Notably absent from this model is the idea of autonomy, or the freedom to do as one pleases (so long as it doesn’t harm others, most would add). Many people, philosophers or otherwise, tend to include autonomy as a positive moral value. But why? There is no guarantee that allowing people to make their own decisions will bring the highest degree of good, or guarantee moral fairness. So what makes us naturally think of autonomy as a moral good, as something we ought to strive for? If someone else knows what decision you ought to make in order to maximize good and maintain moral fairness, why let you screw up that choice yourself and waste all of that potential good?

We already acknowledge parents ought to make decisions for their children when they are very young; after all, an adult knows better than a child what the right choice is. Why stop this behavior once one is no longer a child? Surely there are adults out there much better equipped to make decisions than other adults.

“But wait!” One might say. “Surely only you yourself know what is best for you? No one is more a person than the person themselves, right?” But this is of course untrue. Who is better equipped to decide which car John ought to buy, the unremarkable everyman John, or his friend who is an expert on cars? It seems commonsensical that John ought to yield to his friend’s choice, even if he think he might know better. Chances are, he doesn’t actually know better; he just lacks the knowledge to know why he is wrong.

This is the principle of paternalism, the idea of restricting someone’s freedom for their own good, and our fetishization of autonomy has given this poor ethical concept a bad rap. It is this principle that is at the backbone of why an absolute monarchy is the superior governmental system. Under a democratic republic, like the (admittedly flawed) one the United States has, the decision making power lies in the hands of the people (in theory). By voting people into power whose beliefs reflect their own, they get to shape the rules to their own liking. Now, obviously this is a little problematic because it doesn’t mean that everyone gets what they want, only that the majority gets what they want.

But this is not the problem at hand; the problem we are focusing on is the decision making power is put in the hands of the people who are in the majority, as opposed to the people that actually know what the right decision on the matter is. The problem with a democratic government is that it equates the correct decision with the decision that is most popular; doing so maximizes autonomy, as most people will be able to do what they want, but doesn’t necessarily maximize moral good.

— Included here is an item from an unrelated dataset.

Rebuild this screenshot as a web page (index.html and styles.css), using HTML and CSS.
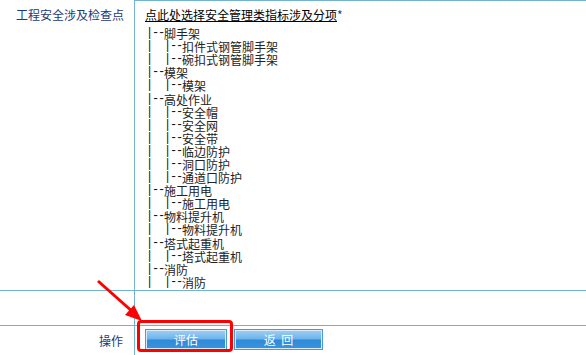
FILE: index.html
```html
<!DOCTYPE html>
<html>
<head>
<meta charset="utf-8">
<link rel="stylesheet" href="styles.css">
</head>
<body>
<div class="form">
  <div class="row row-main">
    <div class="label label-top">工程安全涉及检查点</div>
    <div class="cell cell-top">
      <div class="title"><span class="link">点此处选择安全管理类指标涉及分项</span><span class="star">*</span></div>
      <div class="tree">
        <div class="ln"><span class="p">|--</span><span>脚手架</span></div>
        <div class="ln"><span class="p">|  |--</span><span>扣件式钢管脚手架</span></div>
        <div class="ln"><span class="p">|  |--</span><span>碗扣式钢管脚手架</span></div>
        <div class="ln"><span class="p">|--</span><span>模架</span></div>
        <div class="ln"><span class="p">|  |--</span><span>模架</span></div>
        <div class="ln"><span class="p">|--</span><span>高处作业</span></div>
        <div class="ln"><span class="p">|  |--</span><span>安全帽</span></div>
        <div class="ln"><span class="p">|  |--</span><span>安全网</span></div>
        <div class="ln"><span class="p">|  |--</span><span>安全带</span></div>
        <div class="ln"><span class="p">|  |--</span><span>临边防护</span></div>
        <div class="ln"><span class="p">|  |--</span><span>洞口防护</span></div>
        <div class="ln"><span class="p">|  |--</span><span>通道口防护</span></div>
        <div class="ln"><span class="p">|--</span><span>施工用电</span></div>
        <div class="ln"><span class="p">|  |--</span><span>施工用电</span></div>
        <div class="ln"><span class="p">|--</span><span>物料提升机</span></div>
        <div class="ln"><span class="p">|  |--</span><span>物料提升机</span></div>
        <div class="ln"><span class="p">|--</span><span>塔式起重机</span></div>
        <div class="ln"><span class="p">|  |--</span><span>塔式起重机</span></div>
        <div class="ln"><span class="p">|--</span><span>消防</span></div>
        <div class="ln"><span class="p">|  |--</span><span>消防</span></div>
      </div>
    </div>
  </div>
  <div class="row row-empty">
    <div class="label"></div>
    <div class="cell"></div>
  </div>
  <div class="row row-actions">
    <div class="label label-act">操作</div>
    <div class="cell cell-act">
      <button class="btn btn-eval">评估</button>
      <button class="btn btn-back">返&nbsp;&nbsp;回</button>
    </div>
  </div>
</div>
<div class="highlight"></div>
<svg class="arrow" width="60" height="50" viewBox="0 0 60 50">
  <line x1="2" y1="2" x2="38" y2="34" stroke="#ff0000" stroke-width="3"/>
  <polygon points="46,42 29,36 38,26" fill="#ff0000"/>
</svg>
</body>
</html>
```

FILE: styles.css
```css
html, body {
  margin: 0;
  padding: 0;
  background: #ffffff;
}
body {
  font-family: "Noto Sans CJK SC", "Liberation Sans", sans-serif;
  font-size: 12px;
  color: #222;
  position: relative;
  width: 586px;
  height: 355px;
  overflow: hidden;
}
.form {
  display: flex;
  flex-direction: column;
}
.row {
  display: grid;
  grid-template-columns: 134px 1fr;
  border-bottom: 1px solid #72b3d2;
}
.row-main { height: 290px; }
.row-empty { height: 34px; }
.row-actions { height: 40px; border-bottom: none; }
.label {
  text-align: right;
  padding-right: 10px;
  color: #1c3a78;
  font-size: 12px;
}
.label-top {
  padding-top: 8px;
  line-height: 14px;
}
.label-act {
  padding-top: 8px;
  line-height: 14px;
  padding-right: 11px;
}
.cell {
  border-left: 1px solid #72b3d2;
}
.cell-top {
  border-top: 1px solid #72b3d2;
  padding-left: 10px;
  overflow: hidden;
}
.title {
  margin-top: 7px;
  line-height: 14px;
  color: #000;
}
.link { text-decoration: underline; }
.star { color: #1c3a98; }
.tree {
  margin-top: 5px;
  margin-left: 1px;
  color: #222;
}
.ln {
  display: flex;
  align-items: center;
  height: 13.1px;
  line-height: 13px;
  white-space: nowrap;
}
.p {
  font-family: "Liberation Mono", monospace;
  font-size: 12px;
  letter-spacing: -1.2px;
  white-space: pre;
  color: #111;
}
.cell-act {
  display: flex;
  gap: 7px;
  padding-left: 10px;
  padding-top: 3px;
  align-items: flex-start;
}
.btn {
  height: 21px;
  padding: 0;
  border: 1px solid #4a9ad8;
  box-shadow: inset 0 0 0 1px #d6ebfb;
  background: linear-gradient(#a2d0f3 0%, #6cb2ea 48%, #2f8ad8 52%, #3a93de 100%);
  color: #fff;
  font-family: "Noto Sans CJK SC", "Liberation Sans", sans-serif;
  font-size: 12px;
  line-height: 17px;
}
.btn-eval { width: 82px; }
.btn-back { width: 89px; }
.highlight {
  position: absolute;
  left: 137px;
  top: 320px;
  width: 90px;
  height: 26px;
  border: 3px solid #ff0000;
  border-radius: 4px;
}
.arrow {
  position: absolute;
  left: 96px;
  top: 279px;
}
```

What would maximize good, however, is not a decision made on the basis of popularity, but a decision made on the basis of correctness. In order to achieve this, the ideal laws and regulations should be those passed not by popular vote, but by a singular order by a monarch. Naturally, this monarch would have to be the person most qualified for the job, and as such must be an incredibly intelligent expert in the field of ethics, preferably the leading expert in the field. (How we would go about finding such a person is a whole different issue.) Additionally, they would be backed by a team of the very best scientists in the fields of psychology, sociology, and all the natural sciences so he might make the most informed decision possible on any such occasion.

Now, many of the laws passed under such a monarch would be unpopular, make no mistake. But in the end, such laws are decisions that have been meticulously calculated to be most likely to cause the highest amount of good, and to do so fairly and evenly. As such, any criticism of them would either be uninformed, or coming from a place of greed or entitlement. Under such a system, one can imagine many of the world’s leading problems (unfair distribution of wealth, overpopulation, environmental pollution) a thing of the past, now that the government has enough power to enforce such decisions without having to deal with pesky autonomy.

Such a utopia will likely never be achieved, at least not anytime soon. However, I encourage all those reading this to reconsider whether or not restriction of freedom really is such a negative thing; the notion of autonomy as a moral good is outdated, and we must abandon it if we hope to evolve as a society.